Interest expense totaled $2.2 million in the quarter, which included interest payable in cash of $0.9 million incurred on the credit facility and non-cash interest of $1.3 million incurred primarily on the Company's second lien notes, which included $1.1 million paid in-kind interest and $0.2 million amortization of debt discount and issuance costs. Interest expense totaled $1.7 million in the prior year period, which included interest payable in cash of $1.0 million incurred on the credit facility and non-cash interest of $0.7 million incurred primarily on the Company's second lien notes, which included $0.5 million paid in-kind interest and $0.2 million amortization of debt discount and issuance costs.

Capital Expenditures

Capital expenditures totaled $27.9 million in the quarter, of which a majority was spent on drilling and completion costs, versus $16.9 million in the prior year period, of which a majority was also spent on drilling and completion costs.

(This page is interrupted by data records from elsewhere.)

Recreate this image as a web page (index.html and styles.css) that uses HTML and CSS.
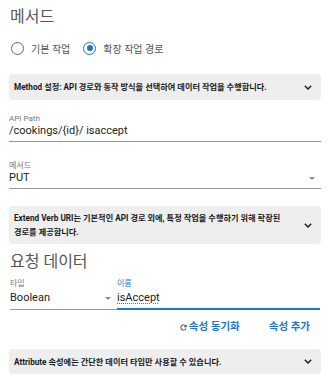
FILE: index.html
```html
<!DOCTYPE html>
<html lang="ko">
<head>
<meta charset="utf-8">
<link rel="stylesheet" href="styles.css">
</head>
<body>
<div class="page">
  <h2 class="title">메서드</h2>
  <div class="radios">
    <label class="radio"><span class="circle"></span>기본 작업</label>
    <label class="radio on"><span class="circle"></span>확장 작업 경로</label>
  </div>
  <div class="panel p1">
    <span class="ptext">Method 설정: API 경로와 동작 방식을 선택하여 데이터 작업을 수행합니다.</span>
    <svg class="chev" width="8" height="5" viewBox="0 0 8 5"><path d="M0.8 0.8 L4 4 L7.2 0.8" fill="none" stroke="#222" stroke-width="1.5"/></svg>
  </div>
  <div class="field f-path">
    <div class="flabel">API Path</div>
    <div class="fvalue">/cookings/{id}/ isaccept</div>
  </div>
  <div class="field f-method">
    <div class="flabel">메서드</div>
    <div class="fvalue">PUT<span class="tri"></span></div>
  </div>
  <div class="panel p2">
    <span class="ptext">Extend Verb URI는 기본적인 API 경로 외에, 특정 작업을 수행하기 위해 확장된 경로를 제공합니다.</span>
    <svg class="chev" width="8" height="5" viewBox="0 0 8 5"><path d="M0.8 0.8 L4 4 L7.2 0.8" fill="none" stroke="#222" stroke-width="1.5"/></svg>
  </div>
  <h2 class="title t2">요청 데이터</h2>
  <div class="row">
    <div class="field f-type">
      <div class="flabel">타입</div>
      <div class="fvalue">Boolean<span class="tri"></span></div>
    </div>
    <div class="field f-name">
      <div class="flabel">이름</div>
      <div class="fvalue"><span class="spell">isAccept</span></div>
    </div>
  </div>
  <div class="btns">
    <span class="btn"><svg class="ref" width="9" height="9" viewBox="0 0 24 24"><path d="M17.65 6.35A7.96 7.96 0 0 0 12 4a8 8 0 1 0 7.730 10h-2.08A6 6 0 1 1 12 6c1.66 0 3.14.69 4.22 1.78L13 11h7V4l-2.35 2.35z" fill="#333"/></svg>속성 동기화</span>
    <span class="btn">속성 추가</span>
  </div>
  <div class="panel p3">
    <span class="ptext">Attribute 속성에는 간단한 데이터 타입만 사용할 수 있습니다.</span>
    <svg class="chev" width="8" height="5" viewBox="0 0 8 5"><path d="M0.8 0.8 L4 4 L7.2 0.8" fill="none" stroke="#222" stroke-width="1.5"/></svg>
  </div>
</div>
</body>
</html>
```
FILE: styles.css
```css
* { box-sizing: border-box; }
html, body { margin: 0; padding: 0; background: #fff; }
body {
  font-family: Roboto, "Noto Sans CJK KR", sans-serif;
  color: #222;
  width: 330px;
  overflow: hidden;
}
.page { padding: 0 9px; }
.title {
  margin: 0;
  padding: 6px 0 0 1px;
  font-size: 16px;
  font-weight: 400;
  line-height: 22px;
  height: 34px;
  color: #555;
}
.radios {
  display: flex;
  align-items: center;
  height: 24px;
  margin-top: 2px;
  padding-left: 2px;
}
.radio {
  display: flex;
  align-items: center;
  gap: 7px;
  font-size: 10px;
  color: #555;
  margin-right: 13px;
}
.circle {
  width: 13px;
  height: 13px;
  border: 1.4px solid #666;
  border-radius: 50%;
  display: inline-flex;
  align-items: center;
  justify-content: center;
}
.radio.on .circle { border-color: #1976d2; }
.radio.on .circle::after {
  content: "";
  width: 6px;
  height: 6px;
  border-radius: 50%;
  background: #1976d2;
}
.panel {
  background: #eee;
  border-radius: 4px;
  display: flex;
  align-items: center;
  justify-content: space-between;
  padding: 0 9px 0 5px;
}
.ptext {
  font-size: 8.2px;
  font-weight: 700;
  line-height: 14px;
  color: #1a1a1a;
  word-break: keep-all;
}
.chev { flex: none; margin-left: 8px; }
.p1 { margin-top: 14px; height: 26px; }
.p2 { margin-top: 17px; height: 38px; }
.p2 .ptext { width: 280px; }
.p3 { margin-top: 15px; height: 25px; }
.field { border-bottom: 1px solid #999; }
.flabel {
  font-size: 8px;
  line-height: 11px;
  color: #777;
}
.fvalue {
  position: relative;
  font-size: 11px;
  line-height: 14px;
  color: #222;
  padding: 0 0 3px 0;
}
.f-path { margin-top: 13px; }
.f-method { margin-top: 18px; }
.tri {
  position: absolute;
  right: 6px;
  top: 6px;
  width: 0;
  height: 0;
  border-left: 3px solid transparent;
  border-right: 3px solid transparent;
  border-top: 3px solid #888;
}
.t2 { padding-top: 7px; height: 29px; }
.row { display: flex; margin-top: 5px; padding-left: 1px; }
.row .fvalue { padding: 2px 0 4px 0; }
.f-type { width: 107px; }
.f-type .tri { right: 6px; top: 8px; }
.f-name { flex: 1; border-bottom: 2px solid #1976d2; margin-right: 1px; }
.f-name .fvalue { padding-bottom: 3px; }
.f-name .flabel { color: #1976d2; }
.spell { text-decoration: underline dotted #e53935; text-underline-offset: 2px; }
.btns {
  display: flex;
  justify-content: flex-end;
  gap: 29px;
  margin-top: 10px;
  padding-right: 11px;
}
.btn {
  display: inline-flex;
  align-items: center;
  font-size: 10.5px;
  font-weight: 700;
  color: #1976d2;
  line-height: 14px;
}
.ref { margin-right: 1px; }
```
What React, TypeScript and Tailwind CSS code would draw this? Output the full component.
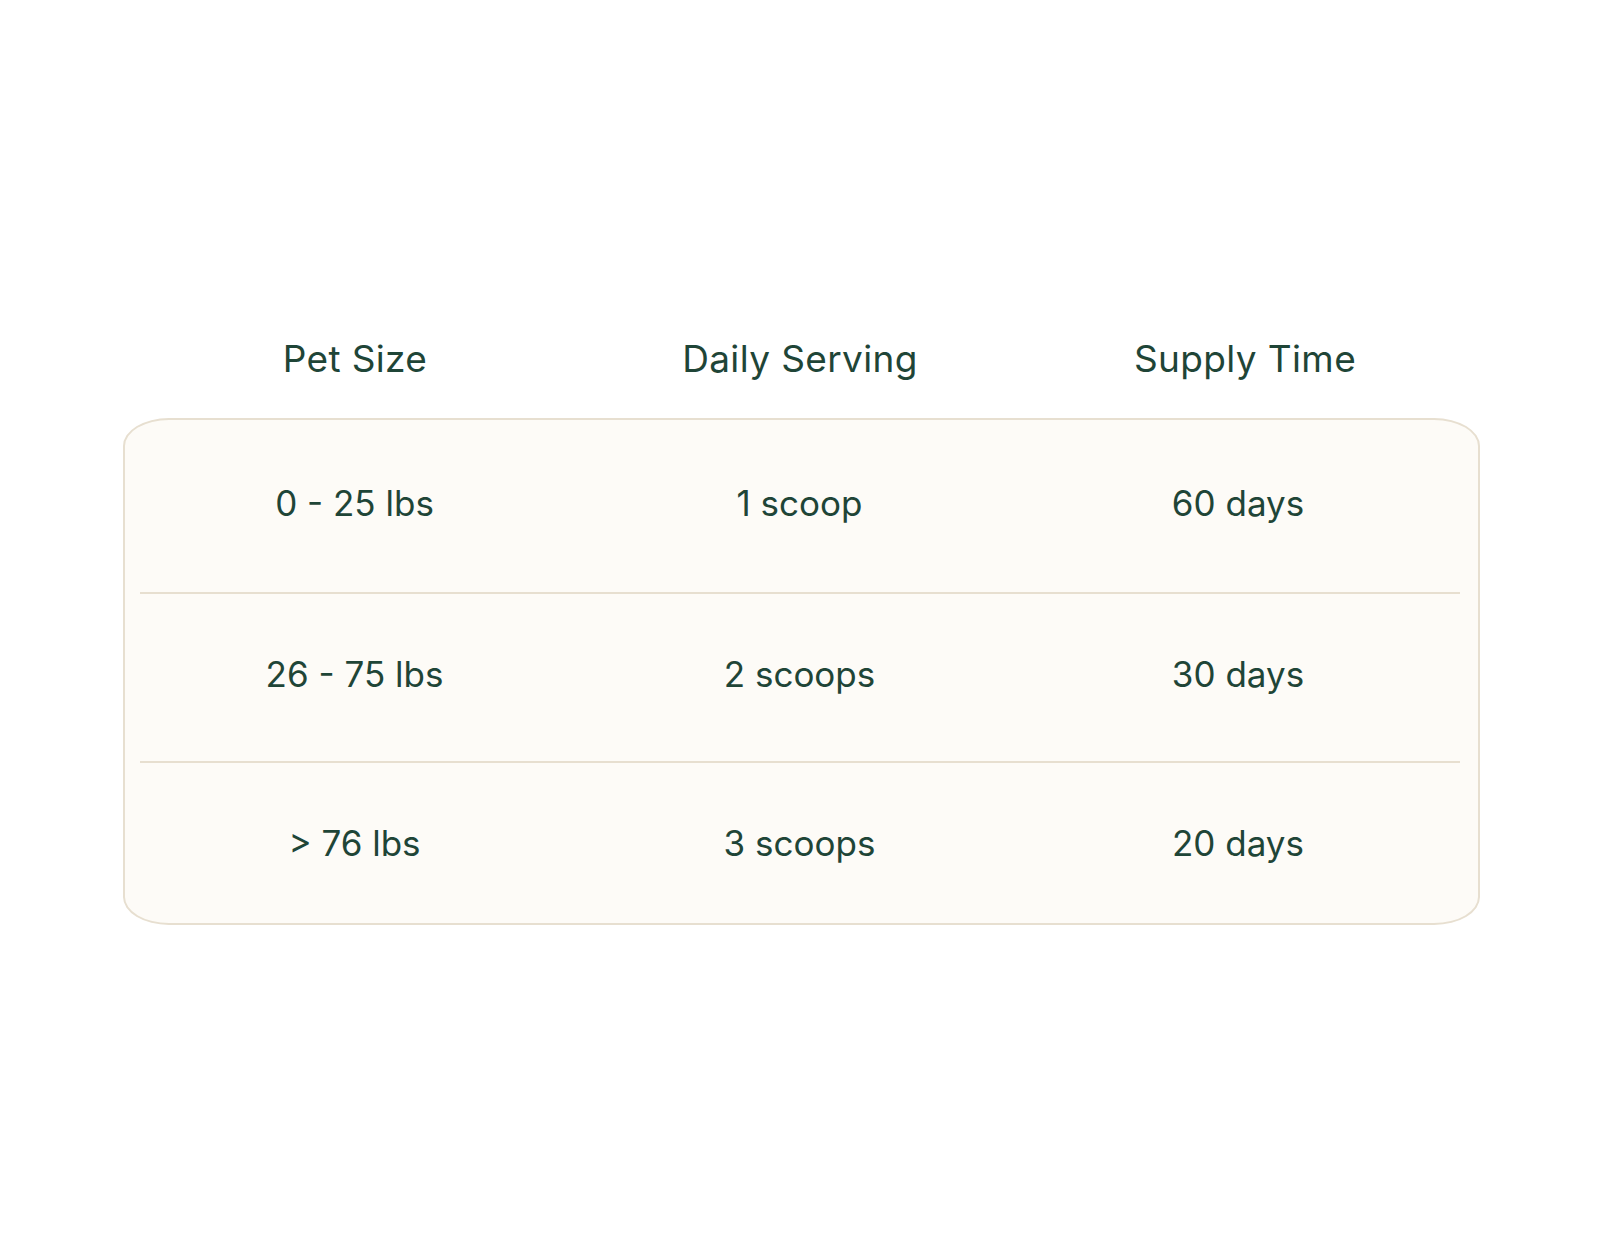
const rows = [
  { size: "0 - 25 lbs", serving: "1 scoop", supply: "60 days", h: "h-[172px] pb-[6px]" },
  { size: "26 - 75 lbs", serving: "2 scoops", supply: "30 days", h: "h-[167px] pb-[7px]" },
  { size: "> 76 lbs", serving: "3 scoops", supply: "20 days", h: "h-[160px]" },
];

export default function App() {
  return (
    <div className="min-h-[1250px] w-full bg-white pt-[329px] text-[#1f4537] font-['Inter',sans-serif]">
      {/* header */}
      <div className="mx-auto grid h-[60px] w-[1335px] grid-cols-3 items-center text-center text-[37px] tracking-[0.01em]">
        <div>Pet Size</div>
        <div>Daily Serving</div>
        <div>Supply Time</div>
      </div>

      {/* table */}
      <div className="ml-[123px] mt-[29px] w-[1357px] rounded-[46px/28px] border-2 border-[#e7dfd0] bg-[#fdfbf7] text-[35px]">
        {rows.map((row, i) => (
          <div key={row.size}>
            {i > 0 && <div className="ml-[15px] mr-[18px] h-[2px] bg-[#e7dfd0]" />}
            <div className={`grid grid-cols-[445px_445px_432px] items-center pl-[7px] text-center ${row.h}`}>
              <div>{row.size}</div>
              <div>{row.serving}</div>
              <div>{row.supply}</div>
            </div>
          </div>
        ))}
      </div>
    </div>
  );
}
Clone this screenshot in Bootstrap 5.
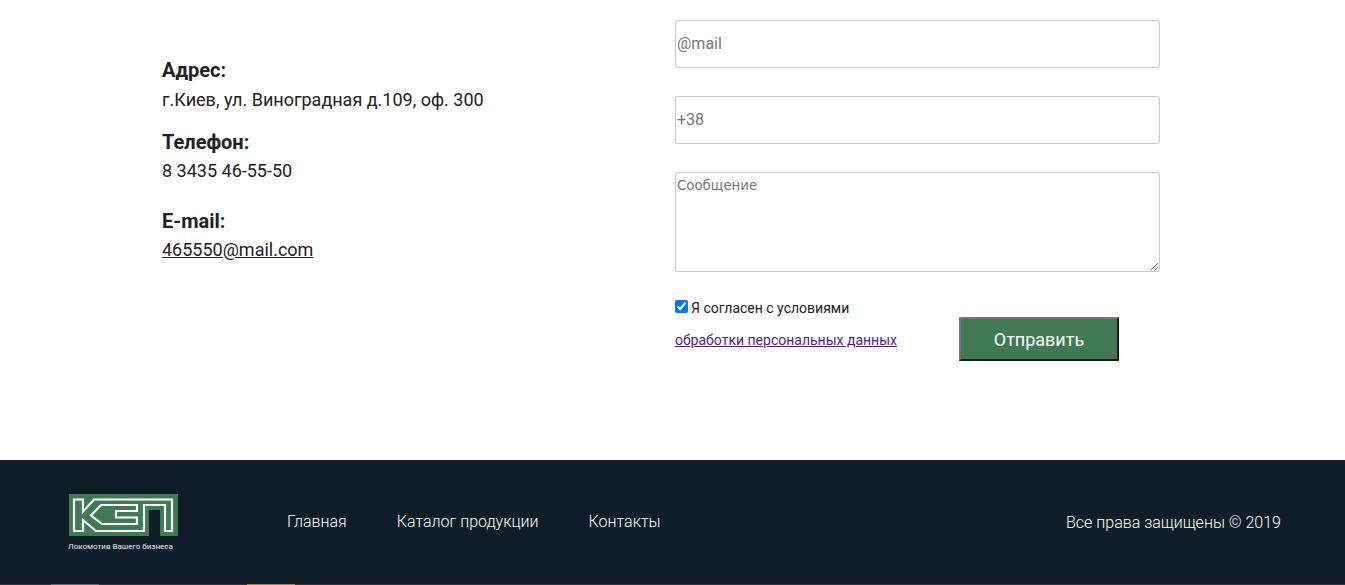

The Company conducted drilling and completion operations on 12 gross (4.5 net) wells in the quarter and added 4 gross (2.2 net) wells to production. The Company had 8 gross (2.3 net) wells in the drilling or completion process at the end of the quarter.

Balance Sheet

The Company exited the quarter with $5.5 million of cash, $90.4 million outstanding under the Company's credit facility, and total principal debt outstanding, including the credit facility and second lien notes, of $122.9 million.

Derivatives

The Company had a loss of $77.4 million on its derivatives not designated as hedges in the quarter, which was comprised of a loss of $12.5 million on cash settlements and a $64.9 million loss representing the change of the fair value of our open natural gas and oil derivative contracts. The Company had a loss of $11.1 million on its derivatives not designated as hedges in the prior year period, which was comprised of a $12.7 million loss representing the change of the fair value of our open natural gas and oil derivative contracts, offset by a gain of $1.6 million on cash settlements.